Against other teams, starting Baynes makes more sense because the Baynes-Hayward frontcourt helps solidify one of this team’s biggest weaknesses thus far: pick-and-roll defense. At center, Horford has shown that he can’t always keep up with the lob-catching, rim-running centers like Rudy Gobert, Jusuk Nurkic, without better help from the weakside defense.

What is Horford supposed to do here?

When Baynes and Horford play together, the Celtics don’t have wing players like Gordon Hayward and Jaylen Brown protecting the paint on the weakside against pick-and-rolls. Instead, either Baynes or Horford is rotating over to help on the roller and they are both high-level paint protectors.

Horford is averaging 1.7 blocks per game, ranking him tied for 11th in the NBA. Baynes, meanwhile, is arguably the best interior defender in the NBA. He doesn’t wow with blocks and athleticism like Joel Embiid or Anthony Davis, but he’s even more effective by beating guys to the spot and walling off the paint with his enormous size, strength, and disciplined verticality.

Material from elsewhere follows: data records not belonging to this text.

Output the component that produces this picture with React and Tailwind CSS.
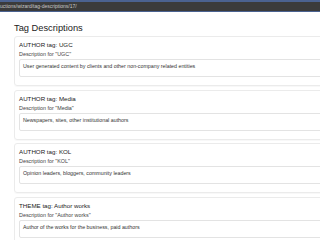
import React from 'react';

const tags = [
    { kind: 'AUTHOR', name: 'UGC', text: 'User generated content by clients and other non-company related entities' },
    { kind: 'AUTHOR', name: 'Media', text: 'Newspapers, sites, other institutional authors' },
    { kind: 'AUTHOR', name: 'KOL', text: 'Opinion leaders, bloggers, community leaders' },
    { kind: 'THEME', name: 'Author works', text: 'Author of the works for the business, paid authors' },
];

const TagCard = ({ kind, name, text }) => (
    <div className="h-[50px] border border-[#ebebeb] rounded-[3px] pt-[4px] pl-[4px] shadow-[0_1px_1px_rgba(0,0,0,0.03)]">
        <div className="h-[8px] leading-[8px] text-[6.2px] font-medium text-[#222] whitespace-nowrap">
            {kind} tag: {name}
        </div>
        <div className="mt-[2px] h-[6px] leading-[6px] text-[5.4px] text-[#444] whitespace-nowrap">
            Description for "{name}"
        </div>
        <div className="mt-[2px] h-[18px] border border-[#e3e3e3] rounded-[2px] pl-[3px] pt-[3px] text-[5.3px] leading-[6px] text-[#333] whitespace-nowrap">
            {text}
        </div>
    </div>
);

export default function App() {
    return (
        <div className="w-[320px] h-[240px] overflow-hidden bg-white font-['Liberation_Sans',Arial,sans-serif]">
            {/* browser url strip */}
            <div className="h-[12px] bg-[#3b3b3b] border-t-[2px] border-b border-t-[#4b6290] border-b-[#4b6290] flex items-center">
                <span className="text-[5px] text-[#c8c8c8] leading-none whitespace-nowrap">uctions/wizard/tag-descriptions/17/</span>
            </div>

            <div className="pl-[14px] w-[420px]">
                <h2 className="h-[24px] pt-[11px] leading-[11px] text-[9.3px] font-medium text-[#222]">Tag Descriptions</h2>
                <div className="flex flex-col gap-[3.5px]">
                    {tags.map(t => (
                        <TagCard key={t.name} {...t} />
                    ))}
                </div>
            </div>
        </div>
    );
}
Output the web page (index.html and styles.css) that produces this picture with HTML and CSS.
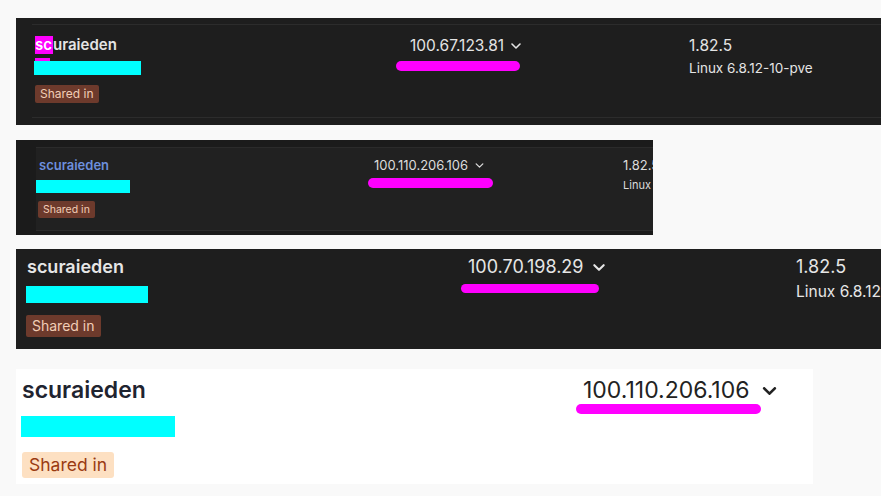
FILE: index.html
```html
<!DOCTYPE html>
<html>
<head>
<meta charset="utf-8">
<link rel="stylesheet" href="styles.css">
</head>
<body>
<div class="shot p1">
  <div class="row">
    <div class="col">
      <div class="name"><span class="mark">sc</span>uraieden</div>
      <div class="redact"><div class="redact-tab"></div><div class="cyan"></div></div>
      <span class="badge">Shared in</span>
    </div>
    <div class="col">
      <div class="ip">100.67.123.81 <svg class="chev" viewBox="0 0 10 6"><polyline points="1,1 5,5 9,1"/></svg></div>
      <div class="squiggle"></div>
    </div>
    <div class="col">
      <div class="ver">1.82.5</div>
      <div class="os">Linux 6.8.12-10-pve</div>
    </div>
  </div>
</div>

<div class="shot p2">
  <div class="row">
    <div class="col">
      <div class="name">scuraieden</div>
      <div class="cyan"></div>
      <span class="badge">Shared in</span>
    </div>
    <div class="col">
      <div class="ip">100.110.206.106 <svg class="chev" viewBox="0 0 10 6"><polyline points="1,1 5,5 9,1"/></svg></div>
      <div class="squiggle"></div>
    </div>
    <div class="col">
      <div class="ver">1.82.5</div>
      <div class="os">Linux 6.8.12-10-pve</div>
    </div>
  </div>
</div>

<div class="shot p3">
  <div class="row">
    <div class="col">
      <div class="name">scuraieden</div>
      <div class="cyan"></div>
      <span class="badge">Shared in</span>
    </div>
    <div class="col">
      <div class="ip">100.70.198.29 <svg class="chev" viewBox="0 0 10 6"><polyline points="1,1 5,5 9,1"/></svg></div>
      <div class="squiggle"></div>
    </div>
    <div class="col">
      <div class="ver">1.82.5</div>
      <div class="os">Linux 6.8.12-10-pve</div>
    </div>
  </div>
</div>

<div class="shot p4">
  <div class="row">
    <div class="col">
      <div class="name">scuraieden</div>
      <div class="cyan"></div>
      <span class="badge">Shared in</span>
    </div>
    <div class="col">
      <div class="ip">100.110.206.106 <svg class="chev" viewBox="0 0 10 6"><polyline points="1,1 5,5 9,1"/></svg></div>
      <div class="squiggle"></div>
    </div>
  </div>
</div>
</body>
</html>
```

FILE: styles.css
```css
* { box-sizing: border-box; }
html, body { margin: 0; padding: 0; }
body {
  background: #f9f9f9;
  font-family: Inter, "Noto Sans", sans-serif;
  width: 881px;
  height: 496px;
  overflow: hidden;
  display: flex;
  flex-direction: column;
  align-items: flex-start;
}
.shot { margin-left: 16px; overflow: hidden; }
.row { display: grid; }
.col { display: flex; flex-direction: column; align-items: flex-start; white-space: nowrap; }
.name { font-weight: 600; }
.ip { display: flex; align-items: center; }
.chev { fill: none; stroke-linecap: round; stroke-linejoin: round; }
.cyan { background: #00ffff; }
.squiggle { background: #ff00ff; border-radius: 6px; }
.badge { display: inline-block; border-radius: 2px; }

/* panel 1 */
.p1 { margin-top: 18px; width: 865px; height: 107px; background: #1e1e1e; color: #e4e4e4; }
.p1 .row {
  margin: 6px 0 0 16px; height: 94px;
  border-top: 1px solid #2c2c2c; border-bottom: 1px solid #2c2c2c;
  grid-template-columns: 362px 293px 1fr; padding: 11px 0 0 2px;
}
.p1 .name { font-size: 15px; line-height: 18px; padding-left: 1px; }
.p1 .mark { background: #ff00ff; color: #fff; display: inline-block; width: 18px; }
.p1 .redact { margin-top: 4px; }
.p1 .redact-tab { width: 15px; height: 3px; background: #ff00ff; margin-left: 1px; }
.p1 .cyan { width: 107px; height: 14px; }
.p1 .badge { margin: 10px 0 0 1px; font-size: 12px; line-height: 18px; padding: 0 5px; background: #6d3a2c; color: #f2cdb6; }
.p1 .ip { font-size: 15.5px; line-height: 18px; margin-left: 14px; margin-top: 1px; }
.p1 .chev { width: 10px; height: 6px; stroke: #e4e4e4; stroke-width: 1.6; margin-left: 7px; }
.p1 .squiggle { width: 124px; height: 10px; margin-top: 6px; }
.p1 .ver { font-size: 15.5px; line-height: 18px; margin-top: 1px; }
.p1 .os { font-size: 13.5px; line-height: 16px; margin-top: 5px; }

/* panel 2 */
.p2 { margin-top: 15px; width: 637px; height: 95px; background: #1b1b1b; color: #dcdcdc; }
.p2 .row {
  margin: 7px 0 0 20px; height: 84px; background: #212121;
  border-top: 1px solid #2b2b2b; border-bottom: 1px solid #2b2b2b;
  grid-template-columns: 332px 255px 1fr; padding: 9px 0 0 0;
}
.p2 .name { font-size: 13px; line-height: 16px; color: #6d8fdd; padding-left: 3px; }
.p2 .cyan { width: 94px; height: 13px; margin-top: 7px; }
.p2 .badge { margin: 8px 0 0 2px; font-size: 10.5px; line-height: 17px; padding: 0 5px; background: #6d3a2c; color: #f2cdb6; }
.p2 .ip { font-size: 13px; line-height: 16px; margin-left: 6px; }
.p2 .chev { width: 9px; height: 5px; stroke: #dcdcdc; stroke-width: 1.5; margin-left: 7px; }
.p2 .squiggle { width: 125px; height: 10px; margin-top: 5px; }
.p2 .ver { font-size: 13px; line-height: 16px; }
.p2 .os { font-size: 11px; line-height: 14px; margin-top: 5px; }

/* panel 3 */
.p3 { margin-top: 14px; width: 865px; height: 100px; background: #1e1e1e; color: #e6e6e6; }
.p3 .row { grid-template-columns: 435px 335px 1fr; padding: 7px 0 0 10px; }
.p3 .name { font-size: 18px; line-height: 22px; padding-left: 1px; }
.p3 .cyan { width: 122px; height: 17px; margin-top: 8px; }
.p3 .badge { margin-top: 12px; font-size: 14px; line-height: 22px; padding: 0 6px; background: #6d3a2c; color: #f2cdb6; }
.p3 .ip { font-size: 18px; line-height: 22px; margin-left: 7px; }
.p3 .chev { width: 12px; height: 7px; stroke: #e6e6e6; stroke-width: 1.8; margin-left: 10px; }
.p3 .squiggle { width: 138px; height: 9px; margin-top: 6px; }
.p3 .ver { font-size: 18px; line-height: 22px; }
.p3 .os { font-size: 15.5px; line-height: 18px; margin-top: 5px; }

/* panel 4 */
.p4 { margin-top: 20px; width: 797px; height: 115px; background: #ffffff; color: #1f2430; }
.p4 .row { grid-template-columns: 555px 1fr; padding: 8px 0 0 5px; }
.p4 .name { font-size: 23px; line-height: 27px; padding-left: 1px; }
.p4 .cyan { width: 154px; height: 21px; margin-top: 12px; }
.p4 .badge { margin: 15px 0 0 1px; font-size: 17.5px; line-height: 26px; padding: 0 7px; background: #fde0c2; color: #9a3b12; border-radius: 3px; }
.p4 .ip { font-size: 23px; line-height: 27px; margin-left: 7px; color: #222; }
.p4 .chev { width: 15px; height: 8px; stroke: #222; stroke-width: 2; margin-left: 13px; }
.p4 .squiggle { width: 185px; height: 10px; margin-top: 0px; }
```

Though Boston needs to get better at playing their pick-and-roll defense, having Horford and Baynes both start is still the smart call against  a handful of really strong, or athletic centers, like Embiid, Gobert, etc.

In that case, Smart will probably return to the bench and either Brown or Hayward will start to provide the necessary shooting and spacing around the big guys. So, as good as Smart looked in the starting lineup, it will probably only be a short-term, or situational, solution.

That’s before we even talk about Gordon Hayward, who is playing as the Celtics sixth man right now, but will almost certainly be back in the starting as soon as he fully breaks out of whatever post-injury funk he’s in.

Next: What NBA History Tells Us About Celtics Slow Start

With the Celtics starting the season so poorly, it’s easy to point to a lineup change and hope its going to be some immediate salvation, but the bottom line is Boston needs everybody to play better and then the player combinations will naturally sort themselves out.

Until then, Stevens will keep tinkering.